>> Begin INFORMATION PROVIDED

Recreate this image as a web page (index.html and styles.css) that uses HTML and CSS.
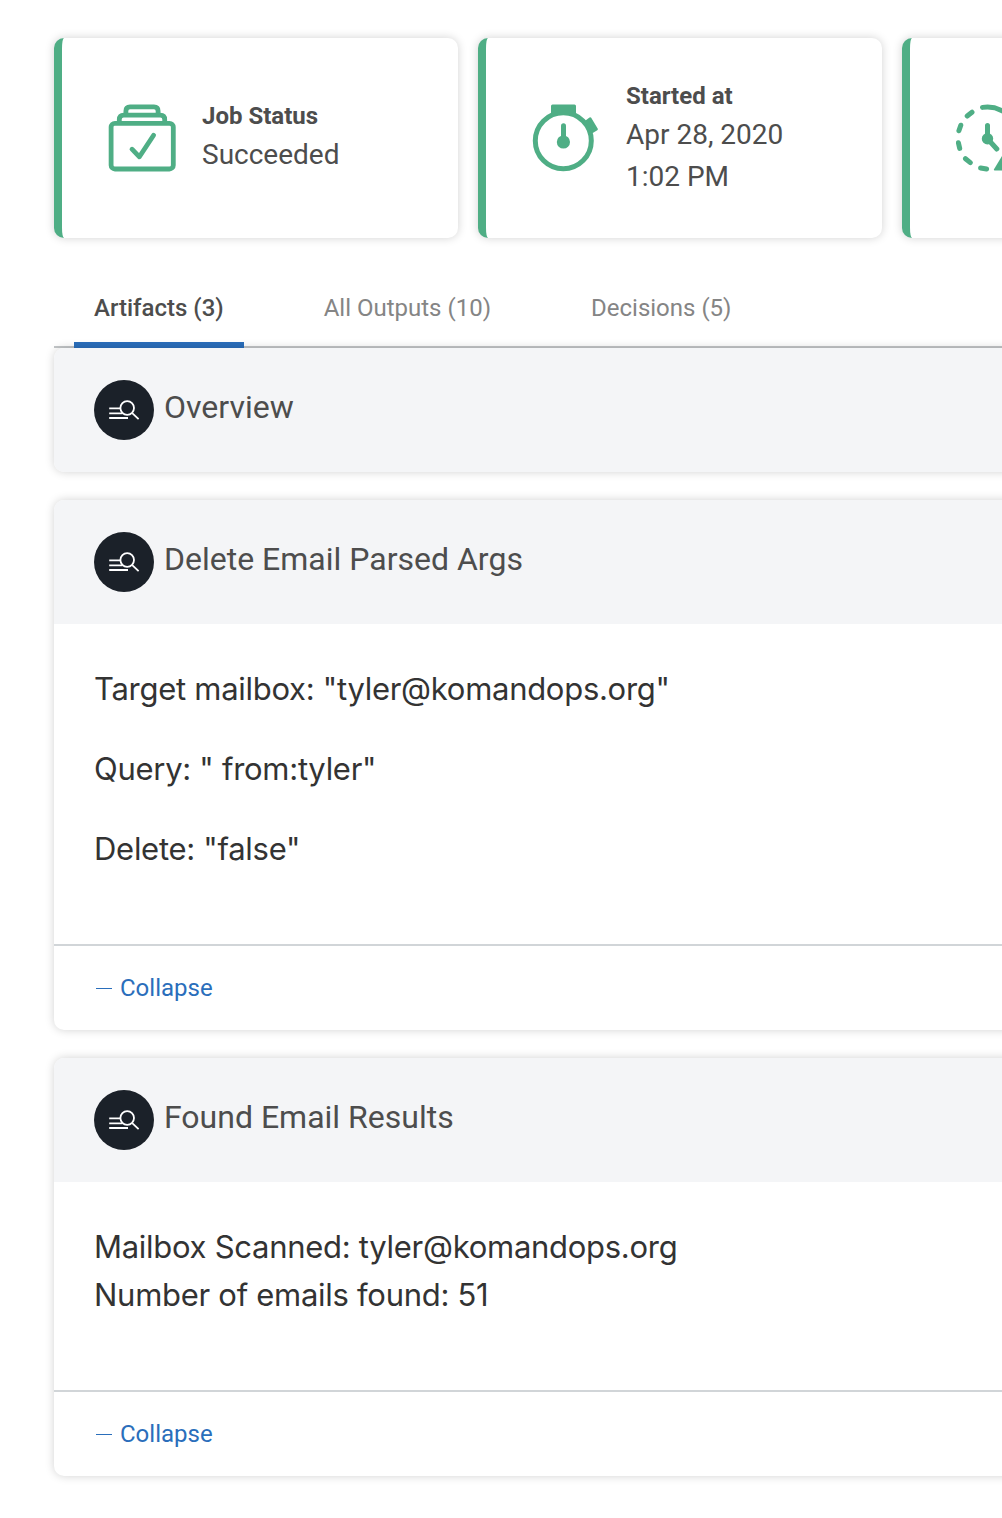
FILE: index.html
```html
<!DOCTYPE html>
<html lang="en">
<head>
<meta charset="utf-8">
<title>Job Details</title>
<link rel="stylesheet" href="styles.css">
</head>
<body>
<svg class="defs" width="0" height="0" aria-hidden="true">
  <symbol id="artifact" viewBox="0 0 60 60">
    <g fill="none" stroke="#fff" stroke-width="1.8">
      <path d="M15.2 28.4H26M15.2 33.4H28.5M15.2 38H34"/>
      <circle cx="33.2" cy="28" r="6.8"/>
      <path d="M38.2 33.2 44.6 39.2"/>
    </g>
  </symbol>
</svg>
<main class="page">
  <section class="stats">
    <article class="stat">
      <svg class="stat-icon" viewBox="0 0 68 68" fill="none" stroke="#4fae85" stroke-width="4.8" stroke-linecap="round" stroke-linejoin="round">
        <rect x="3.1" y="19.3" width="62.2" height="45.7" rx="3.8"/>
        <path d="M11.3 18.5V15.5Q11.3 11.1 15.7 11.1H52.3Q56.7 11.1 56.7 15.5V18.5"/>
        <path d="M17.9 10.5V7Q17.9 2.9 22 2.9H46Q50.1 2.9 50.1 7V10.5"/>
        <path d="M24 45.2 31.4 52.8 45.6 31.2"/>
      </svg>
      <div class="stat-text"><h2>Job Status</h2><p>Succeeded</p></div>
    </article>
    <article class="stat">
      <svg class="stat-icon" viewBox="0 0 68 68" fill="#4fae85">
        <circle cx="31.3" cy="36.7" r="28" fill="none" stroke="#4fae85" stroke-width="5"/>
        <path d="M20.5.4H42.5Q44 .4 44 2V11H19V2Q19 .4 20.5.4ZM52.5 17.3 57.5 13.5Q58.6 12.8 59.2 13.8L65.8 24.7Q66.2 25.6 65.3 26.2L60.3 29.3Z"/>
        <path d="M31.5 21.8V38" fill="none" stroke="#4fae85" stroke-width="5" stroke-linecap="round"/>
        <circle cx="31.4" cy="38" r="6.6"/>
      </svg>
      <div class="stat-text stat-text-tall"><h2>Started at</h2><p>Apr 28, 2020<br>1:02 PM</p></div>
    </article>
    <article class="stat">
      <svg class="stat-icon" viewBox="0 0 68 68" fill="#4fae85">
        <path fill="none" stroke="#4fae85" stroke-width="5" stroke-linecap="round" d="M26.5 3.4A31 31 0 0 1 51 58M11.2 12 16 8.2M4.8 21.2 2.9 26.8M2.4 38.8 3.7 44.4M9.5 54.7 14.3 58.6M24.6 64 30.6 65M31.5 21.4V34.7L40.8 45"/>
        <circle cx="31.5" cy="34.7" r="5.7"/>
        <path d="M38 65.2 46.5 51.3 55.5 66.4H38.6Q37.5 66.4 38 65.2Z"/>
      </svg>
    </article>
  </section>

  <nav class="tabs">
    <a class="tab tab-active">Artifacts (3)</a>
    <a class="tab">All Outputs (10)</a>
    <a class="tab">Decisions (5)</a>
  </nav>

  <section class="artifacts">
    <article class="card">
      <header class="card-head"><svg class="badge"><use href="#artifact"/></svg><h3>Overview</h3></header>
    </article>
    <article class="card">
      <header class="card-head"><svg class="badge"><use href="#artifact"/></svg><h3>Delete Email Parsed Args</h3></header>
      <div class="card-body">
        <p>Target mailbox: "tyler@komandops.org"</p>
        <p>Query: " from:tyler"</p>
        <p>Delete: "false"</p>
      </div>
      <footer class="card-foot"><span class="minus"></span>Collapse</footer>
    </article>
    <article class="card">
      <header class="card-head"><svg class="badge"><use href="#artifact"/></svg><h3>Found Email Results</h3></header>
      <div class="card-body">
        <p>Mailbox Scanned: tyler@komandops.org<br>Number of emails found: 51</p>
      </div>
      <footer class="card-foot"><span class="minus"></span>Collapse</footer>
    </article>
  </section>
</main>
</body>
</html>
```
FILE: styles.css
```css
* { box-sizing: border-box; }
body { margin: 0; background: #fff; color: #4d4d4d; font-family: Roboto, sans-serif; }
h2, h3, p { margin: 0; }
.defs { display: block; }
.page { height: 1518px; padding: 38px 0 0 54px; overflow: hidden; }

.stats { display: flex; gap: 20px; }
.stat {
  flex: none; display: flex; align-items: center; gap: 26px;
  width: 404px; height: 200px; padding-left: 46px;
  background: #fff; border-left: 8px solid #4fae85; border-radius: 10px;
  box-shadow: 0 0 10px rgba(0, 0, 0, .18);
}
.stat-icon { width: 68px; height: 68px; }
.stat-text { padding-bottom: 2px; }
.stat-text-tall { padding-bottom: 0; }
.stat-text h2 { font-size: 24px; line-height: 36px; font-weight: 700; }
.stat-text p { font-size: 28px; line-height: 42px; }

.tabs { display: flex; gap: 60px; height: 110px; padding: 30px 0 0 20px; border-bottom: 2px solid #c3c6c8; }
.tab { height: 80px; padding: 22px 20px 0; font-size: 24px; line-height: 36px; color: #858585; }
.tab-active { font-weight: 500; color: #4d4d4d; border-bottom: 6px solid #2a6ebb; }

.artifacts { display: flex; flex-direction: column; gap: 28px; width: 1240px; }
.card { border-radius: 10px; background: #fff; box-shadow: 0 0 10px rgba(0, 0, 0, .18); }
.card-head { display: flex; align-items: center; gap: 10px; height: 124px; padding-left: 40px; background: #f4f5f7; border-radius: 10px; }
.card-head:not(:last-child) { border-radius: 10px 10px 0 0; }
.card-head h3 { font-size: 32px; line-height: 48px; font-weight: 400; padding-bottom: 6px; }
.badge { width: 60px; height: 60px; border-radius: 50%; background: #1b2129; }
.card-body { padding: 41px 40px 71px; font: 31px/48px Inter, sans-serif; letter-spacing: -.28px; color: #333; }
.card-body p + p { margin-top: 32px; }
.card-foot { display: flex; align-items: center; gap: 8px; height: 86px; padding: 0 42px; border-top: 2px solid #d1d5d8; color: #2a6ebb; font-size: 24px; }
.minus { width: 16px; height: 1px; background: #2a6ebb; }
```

>> End INFORMATION PROVIDED

> _PROBLEM STATEMENT_
Give back every line exactly as it stands, pictures excluded.

> _ANSWER IN FULL_
Recreate this image as a web page (index.html and styles.css) that uses HTML and CSS.
FILE: index.html
```html
<!DOCTYPE html>
<html lang="en">
<head>
<meta charset="utf-8">
<title>Job Details</title>
<link rel="stylesheet" href="styles.css">
</head>
<body>
<svg class="defs" width="0" height="0" aria-hidden="true">
  <symbol id="artifact" viewBox="0 0 60 60">
    <g fill="none" stroke="#fff" stroke-width="1.8">
      <path d="M15.2 28.4H26M15.2 33.4H28.5M15.2 38H34"/>
      <circle cx="33.2" cy="28" r="6.8"/>
      <path d="M38.2 33.2 44.6 39.2"/>
    </g>
  </symbol>
</svg>
<main class="page">
  <section class="stats">
    <article class="stat">
      <svg class="stat-icon" viewBox="0 0 68 68" fill="none" stroke="#4fae85" stroke-width="4.8" stroke-linecap="round" stroke-linejoin="round">
        <rect x="3.1" y="19.3" width="62.2" height="45.7" rx="3.8"/>
        <path d="M11.3 18.5V15.5Q11.3 11.1 15.7 11.1H52.3Q56.7 11.1 56.7 15.5V18.5"/>
        <path d="M17.9 10.5V7Q17.9 2.9 22 2.9H46Q50.1 2.9 50.1 7V10.5"/>
        <path d="M24 45.2 31.4 52.8 45.6 31.2"/>
      </svg>
      <div class="stat-text"><h2>Job Status</h2><p>Succeeded</p></div>
    </article>
    <article class="stat">
      <svg class="stat-icon" viewBox="0 0 68 68" fill="#4fae85">
        <circle cx="31.3" cy="36.7" r="28" fill="none" stroke="#4fae85" stroke-width="5"/>
        <path d="M20.5.4H42.5Q44 .4 44 2V11H19V2Q19 .4 20.5.4ZM52.5 17.3 57.5 13.5Q58.6 12.8 59.2 13.8L65.8 24.7Q66.2 25.6 65.3 26.2L60.3 29.3Z"/>
        <path d="M31.5 21.8V38" fill="none" stroke="#4fae85" stroke-width="5" stroke-linecap="round"/>
        <circle cx="31.4" cy="38" r="6.6"/>
      </svg>
      <div class="stat-text stat-text-tall"><h2>Started at</h2><p>Apr 28, 2020<br>1:02 PM</p></div>
    </article>
    <article class="stat">
      <svg class="stat-icon" viewBox="0 0 68 68" fill="#4fae85">
        <path fill="none" stroke="#4fae85" stroke-width="5" stroke-linecap="round" d="M26.5 3.4A31 31 0 0 1 51 58M11.2 12 16 8.2M4.8 21.2 2.9 26.8M2.4 38.8 3.7 44.4M9.5 54.7 14.3 58.6M24.6 64 30.6 65M31.5 21.4V34.7L40.8 45"/>
        <circle cx="31.5" cy="34.7" r="5.7"/>
        <path d="M38 65.2 46.5 51.3 55.5 66.4H38.6Q37.5 66.4 38 65.2Z"/>
      </svg>
    </article>
  </section>

  <nav class="tabs">
    <a class="tab tab-active">Artifacts (3)</a>
    <a class="tab">All Outputs (10)</a>
    <a class="tab">Decisions (5)</a>
  </nav>

  <section class="artifacts">
    <article class="card">
      <header class="card-head"><svg class="badge"><use href="#artifact"/></svg><h3>Overview</h3></header>
    </article>
    <article class="card">
      <header class="card-head"><svg class="badge"><use href="#artifact"/></svg><h3>Delete Email Parsed Args</h3></header>
      <div class="card-body">
        <p>Target mailbox: "tyler@komandops.org"</p>
        <p>Query: " from:tyler"</p>
        <p>Delete: "false"</p>
      </div>
      <footer class="card-foot"><span class="minus"></span>Collapse</footer>
    </article>
    <article class="card">
      <header class="card-head"><svg class="badge"><use href="#artifact"/></svg><h3>Found Email Results</h3></header>
      <div class="card-body">
        <p>Mailbox Scanned: tyler@komandops.org<br>Number of emails found: 51</p>
      </div>
      <footer class="card-foot"><span class="minus"></span>Collapse</footer>
    </article>
  </section>
</main>
</body>
</html>
```
FILE: styles.css
```css
* { box-sizing: border-box; }
body { margin: 0; background: #fff; color: #4d4d4d; font-family: Roboto, sans-serif; }
h2, h3, p { margin: 0; }
.defs { display: block; }
.page { height: 1518px; padding: 38px 0 0 54px; overflow: hidden; }

.stats { display: flex; gap: 20px; }
.stat {
  flex: none; display: flex; align-items: center; gap: 26px;
  width: 404px; height: 200px; padding-left: 46px;
  background: #fff; border-left: 8px solid #4fae85; border-radius: 10px;
  box-shadow: 0 0 10px rgba(0, 0, 0, .18);
}
.stat-icon { width: 68px; height: 68px; }
.stat-text { padding-bottom: 2px; }
.stat-text-tall { padding-bottom: 0; }
.stat-text h2 { font-size: 24px; line-height: 36px; font-weight: 700; }
.stat-text p { font-size: 28px; line-height: 42px; }

.tabs { display: flex; gap: 60px; height: 110px; padding: 30px 0 0 20px; border-bottom: 2px solid #c3c6c8; }
.tab { height: 80px; padding: 22px 20px 0; font-size: 24px; line-height: 36px; color: #858585; }
.tab-active { font-weight: 500; color: #4d4d4d; border-bottom: 6px solid #2a6ebb; }

.artifacts { display: flex; flex-direction: column; gap: 28px; width: 1240px; }
.card { border-radius: 10px; background: #fff; box-shadow: 0 0 10px rgba(0, 0, 0, .18); }
.card-head { display: flex; align-items: center; gap: 10px; height: 124px; padding-left: 40px; background: #f4f5f7; border-radius: 10px; }
.card-head:not(:last-child) { border-radius: 10px 10px 0 0; }
.card-head h3 { font-size: 32px; line-height: 48px; font-weight: 400; padding-bottom: 6px; }
.badge { width: 60px; height: 60px; border-radius: 50%; background: #1b2129; }
.card-body { padding: 41px 40px 71px; font: 31px/48px Inter, sans-serif; letter-spacing: -.28px; color: #333; }
.card-body p + p { margin-top: 32px; }
.card-foot { display: flex; align-items: center; gap: 8px; height: 86px; padding: 0 42px; border-top: 2px solid #d1d5d8; color: #2a6ebb; font-size: 24px; }
.minus { width: 16px; height: 1px; background: #2a6ebb; }
```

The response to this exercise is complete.